Problem requirements » Give the data again exactly as written, skipping any pictures.
····················
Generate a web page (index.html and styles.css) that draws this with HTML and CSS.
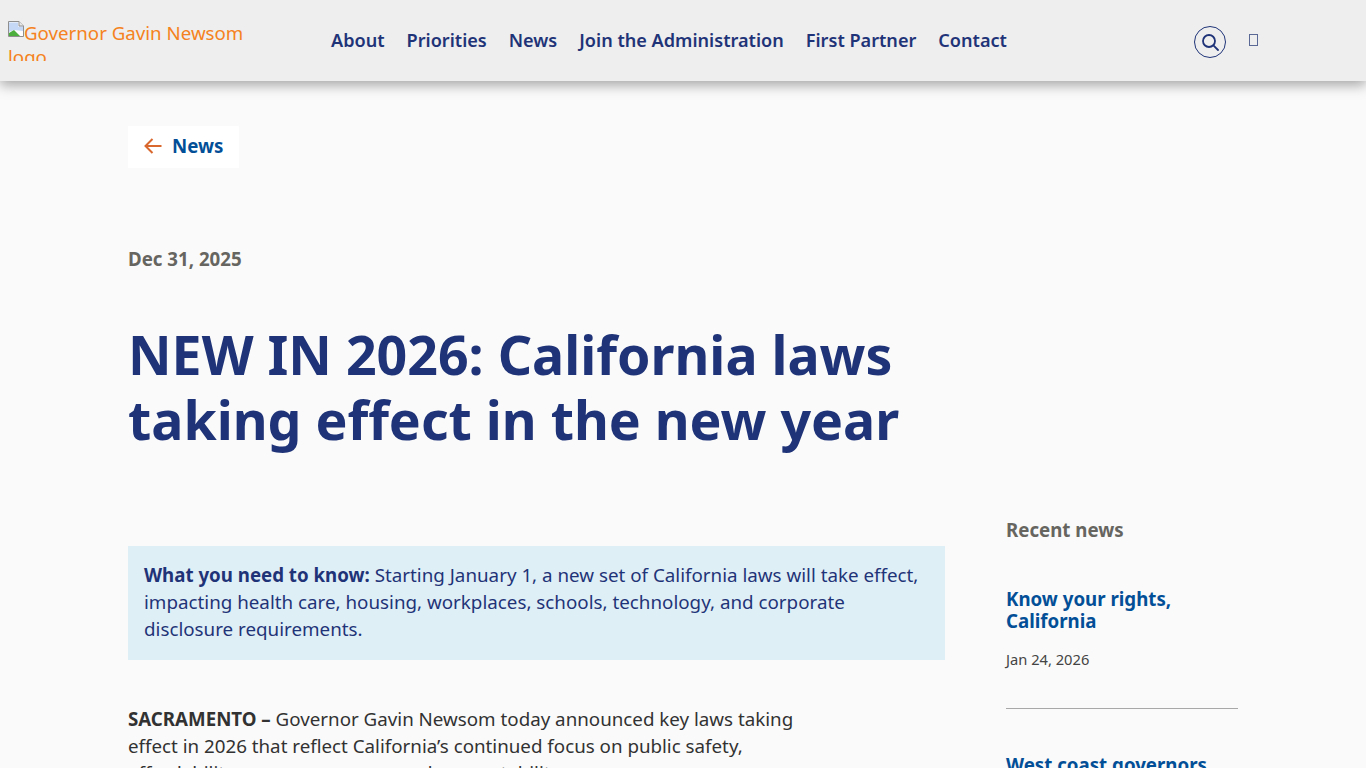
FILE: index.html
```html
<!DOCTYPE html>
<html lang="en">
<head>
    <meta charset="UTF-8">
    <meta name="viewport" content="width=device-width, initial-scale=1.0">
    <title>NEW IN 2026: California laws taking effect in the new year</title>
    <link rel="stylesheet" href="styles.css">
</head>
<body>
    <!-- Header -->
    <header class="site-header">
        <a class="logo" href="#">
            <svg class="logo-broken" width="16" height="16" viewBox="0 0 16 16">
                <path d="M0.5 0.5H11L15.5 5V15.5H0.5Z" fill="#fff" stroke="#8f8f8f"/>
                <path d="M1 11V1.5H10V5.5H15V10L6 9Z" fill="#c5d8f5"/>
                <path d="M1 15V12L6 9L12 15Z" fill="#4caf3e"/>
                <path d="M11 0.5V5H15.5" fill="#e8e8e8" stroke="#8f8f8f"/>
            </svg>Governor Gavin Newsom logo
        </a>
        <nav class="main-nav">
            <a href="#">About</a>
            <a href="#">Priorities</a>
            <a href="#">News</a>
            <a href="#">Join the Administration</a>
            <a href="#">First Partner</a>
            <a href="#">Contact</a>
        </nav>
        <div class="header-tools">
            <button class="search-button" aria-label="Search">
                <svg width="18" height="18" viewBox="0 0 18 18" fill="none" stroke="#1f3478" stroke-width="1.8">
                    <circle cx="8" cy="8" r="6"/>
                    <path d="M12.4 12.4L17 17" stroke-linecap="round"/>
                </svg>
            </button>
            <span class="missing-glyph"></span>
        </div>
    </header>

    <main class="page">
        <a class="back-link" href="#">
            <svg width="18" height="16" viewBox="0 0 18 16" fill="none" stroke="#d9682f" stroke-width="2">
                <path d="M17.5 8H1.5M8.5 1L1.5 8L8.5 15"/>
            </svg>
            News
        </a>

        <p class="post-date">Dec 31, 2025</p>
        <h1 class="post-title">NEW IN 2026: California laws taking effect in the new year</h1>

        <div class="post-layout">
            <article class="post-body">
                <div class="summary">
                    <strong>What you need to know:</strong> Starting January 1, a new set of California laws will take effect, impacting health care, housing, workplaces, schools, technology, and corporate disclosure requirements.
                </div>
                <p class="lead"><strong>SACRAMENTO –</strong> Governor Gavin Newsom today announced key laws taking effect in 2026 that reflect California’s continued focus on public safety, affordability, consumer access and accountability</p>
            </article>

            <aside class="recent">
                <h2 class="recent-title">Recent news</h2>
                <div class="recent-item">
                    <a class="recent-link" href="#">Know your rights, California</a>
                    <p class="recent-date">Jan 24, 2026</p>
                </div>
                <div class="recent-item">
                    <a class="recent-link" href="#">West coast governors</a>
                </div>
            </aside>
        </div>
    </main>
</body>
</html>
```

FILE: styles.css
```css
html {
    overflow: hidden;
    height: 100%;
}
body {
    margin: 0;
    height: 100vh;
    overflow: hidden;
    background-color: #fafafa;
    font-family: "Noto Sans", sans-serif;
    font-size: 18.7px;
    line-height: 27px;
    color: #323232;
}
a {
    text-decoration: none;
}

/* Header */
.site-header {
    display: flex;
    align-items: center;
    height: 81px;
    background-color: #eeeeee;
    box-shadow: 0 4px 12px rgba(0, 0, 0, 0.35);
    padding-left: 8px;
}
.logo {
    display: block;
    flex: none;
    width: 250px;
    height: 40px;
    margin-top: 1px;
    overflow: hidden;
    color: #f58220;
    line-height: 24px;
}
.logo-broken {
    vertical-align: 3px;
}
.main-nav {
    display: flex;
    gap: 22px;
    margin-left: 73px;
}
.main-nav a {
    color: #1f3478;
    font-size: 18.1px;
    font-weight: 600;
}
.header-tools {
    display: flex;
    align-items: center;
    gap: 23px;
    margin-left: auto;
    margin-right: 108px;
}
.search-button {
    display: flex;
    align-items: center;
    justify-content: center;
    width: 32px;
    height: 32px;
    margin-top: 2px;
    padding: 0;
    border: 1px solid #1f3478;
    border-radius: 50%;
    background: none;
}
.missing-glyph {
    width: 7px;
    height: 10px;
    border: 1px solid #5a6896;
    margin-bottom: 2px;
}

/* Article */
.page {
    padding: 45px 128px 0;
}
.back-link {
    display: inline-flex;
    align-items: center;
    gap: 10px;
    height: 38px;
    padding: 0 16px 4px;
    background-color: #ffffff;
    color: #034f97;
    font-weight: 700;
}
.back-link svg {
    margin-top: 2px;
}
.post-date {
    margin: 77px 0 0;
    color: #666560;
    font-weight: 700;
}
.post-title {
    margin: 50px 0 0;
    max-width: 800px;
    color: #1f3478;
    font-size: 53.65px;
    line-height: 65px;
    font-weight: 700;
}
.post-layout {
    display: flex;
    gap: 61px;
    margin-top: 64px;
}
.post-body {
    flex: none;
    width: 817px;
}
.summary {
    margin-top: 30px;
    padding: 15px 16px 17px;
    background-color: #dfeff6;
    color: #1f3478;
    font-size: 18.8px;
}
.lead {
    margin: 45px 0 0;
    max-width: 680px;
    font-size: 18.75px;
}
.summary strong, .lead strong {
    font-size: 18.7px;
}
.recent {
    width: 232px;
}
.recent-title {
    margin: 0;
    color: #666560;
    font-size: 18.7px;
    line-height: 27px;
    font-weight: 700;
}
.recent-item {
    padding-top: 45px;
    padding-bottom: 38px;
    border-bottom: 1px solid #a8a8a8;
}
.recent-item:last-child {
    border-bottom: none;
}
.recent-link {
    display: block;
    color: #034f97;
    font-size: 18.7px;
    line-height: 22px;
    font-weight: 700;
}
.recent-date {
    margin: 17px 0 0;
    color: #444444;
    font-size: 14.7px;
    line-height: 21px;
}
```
····················
Task solution »
Generate a web page (index.html and styles.css) that draws this with HTML and CSS.
FILE: index.html
```html
<!DOCTYPE html>
<html lang="en">
<head>
    <meta charset="UTF-8">
    <meta name="viewport" content="width=device-width, initial-scale=1.0">
    <title>NEW IN 2026: California laws taking effect in the new year</title>
    <link rel="stylesheet" href="styles.css">
</head>
<body>
    <!-- Header -->
    <header class="site-header">
        <a class="logo" href="#">
            <svg class="logo-broken" width="16" height="16" viewBox="0 0 16 16">
                <path d="M0.5 0.5H11L15.5 5V15.5H0.5Z" fill="#fff" stroke="#8f8f8f"/>
                <path d="M1 11V1.5H10V5.5H15V10L6 9Z" fill="#c5d8f5"/>
                <path d="M1 15V12L6 9L12 15Z" fill="#4caf3e"/>
                <path d="M11 0.5V5H15.5" fill="#e8e8e8" stroke="#8f8f8f"/>
            </svg>Governor Gavin Newsom logo
        </a>
        <nav class="main-nav">
            <a href="#">About</a>
            <a href="#">Priorities</a>
            <a href="#">News</a>
            <a href="#">Join the Administration</a>
            <a href="#">First Partner</a>
            <a href="#">Contact</a>
        </nav>
        <div class="header-tools">
            <button class="search-button" aria-label="Search">
                <svg width="18" height="18" viewBox="0 0 18 18" fill="none" stroke="#1f3478" stroke-width="1.8">
                    <circle cx="8" cy="8" r="6"/>
                    <path d="M12.4 12.4L17 17" stroke-linecap="round"/>
                </svg>
            </button>
            <span class="missing-glyph"></span>
        </div>
    </header>

    <main class="page">
        <a class="back-link" href="#">
            <svg width="18" height="16" viewBox="0 0 18 16" fill="none" stroke="#d9682f" stroke-width="2">
                <path d="M17.5 8H1.5M8.5 1L1.5 8L8.5 15"/>
            </svg>
            News
        </a>

        <p class="post-date">Dec 31, 2025</p>
        <h1 class="post-title">NEW IN 2026: California laws taking effect in the new year</h1>

        <div class="post-layout">
            <article class="post-body">
                <div class="summary">
                    <strong>What you need to know:</strong> Starting January 1, a new set of California laws will take effect, impacting health care, housing, workplaces, schools, technology, and corporate disclosure requirements.
                </div>
                <p class="lead"><strong>SACRAMENTO –</strong> Governor Gavin Newsom today announced key laws taking effect in 2026 that reflect California’s continued focus on public safety, affordability, consumer access and accountability</p>
            </article>

            <aside class="recent">
                <h2 class="recent-title">Recent news</h2>
                <div class="recent-item">
                    <a class="recent-link" href="#">Know your rights, California</a>
                    <p class="recent-date">Jan 24, 2026</p>
                </div>
                <div class="recent-item">
                    <a class="recent-link" href="#">West coast governors</a>
                </div>
            </aside>
        </div>
    </main>
</body>
</html>
```

FILE: styles.css
```css
html {
    overflow: hidden;
    height: 100%;
}
body {
    margin: 0;
    height: 100vh;
    overflow: hidden;
    background-color: #fafafa;
    font-family: "Noto Sans", sans-serif;
    font-size: 18.7px;
    line-height: 27px;
    color: #323232;
}
a {
    text-decoration: none;
}

/* Header */
.site-header {
    display: flex;
    align-items: center;
    height: 81px;
    background-color: #eeeeee;
    box-shadow: 0 4px 12px rgba(0, 0, 0, 0.35);
    padding-left: 8px;
}
.logo {
    display: block;
    flex: none;
    width: 250px;
    height: 40px;
    margin-top: 1px;
    overflow: hidden;
    color: #f58220;
    line-height: 24px;
}
.logo-broken {
    vertical-align: 3px;
}
.main-nav {
    display: flex;
    gap: 22px;
    margin-left: 73px;
}
.main-nav a {
    color: #1f3478;
    font-size: 18.1px;
    font-weight: 600;
}
.header-tools {
    display: flex;
    align-items: center;
    gap: 23px;
    margin-left: auto;
    margin-right: 108px;
}
.search-button {
    display: flex;
    align-items: center;
    justify-content: center;
    width: 32px;
    height: 32px;
    margin-top: 2px;
    padding: 0;
    border: 1px solid #1f3478;
    border-radius: 50%;
    background: none;
}
.missing-glyph {
    width: 7px;
    height: 10px;
    border: 1px solid #5a6896;
    margin-bottom: 2px;
}

/* Article */
.page {
    padding: 45px 128px 0;
}
.back-link {
    display: inline-flex;
    align-items: center;
    gap: 10px;
    height: 38px;
    padding: 0 16px 4px;
    background-color: #ffffff;
    color: #034f97;
    font-weight: 700;
}
.back-link svg {
    margin-top: 2px;
}
.post-date {
    margin: 77px 0 0;
    color: #666560;
    font-weight: 700;
}
.post-title {
    margin: 50px 0 0;
    max-width: 800px;
    color: #1f3478;
    font-size: 53.65px;
    line-height: 65px;
    font-weight: 700;
}
.post-layout {
    display: flex;
    gap: 61px;
    margin-top: 64px;
}
.post-body {
    flex: none;
    width: 817px;
}
.summary {
    margin-top: 30px;
    padding: 15px 16px 17px;
    background-color: #dfeff6;
    color: #1f3478;
    font-size: 18.8px;
}
.lead {
    margin: 45px 0 0;
    max-width: 680px;
    font-size: 18.75px;
}
.summary strong, .lead strong {
    font-size: 18.7px;
}
.recent {
    width: 232px;
}
.recent-title {
    margin: 0;
    color: #666560;
    font-size: 18.7px;
    line-height: 27px;
    font-weight: 700;
}
.recent-item {
    padding-top: 45px;
    padding-bottom: 38px;
    border-bottom: 1px solid #a8a8a8;
}
.recent-item:last-child {
    border-bottom: none;
}
.recent-link {
    display: block;
    color: #034f97;
    font-size: 18.7px;
    line-height: 22px;
    font-weight: 700;
}
.recent-date {
    margin: 17px 0 0;
    color: #444444;
    font-size: 14.7px;
    line-height: 21px;
}
```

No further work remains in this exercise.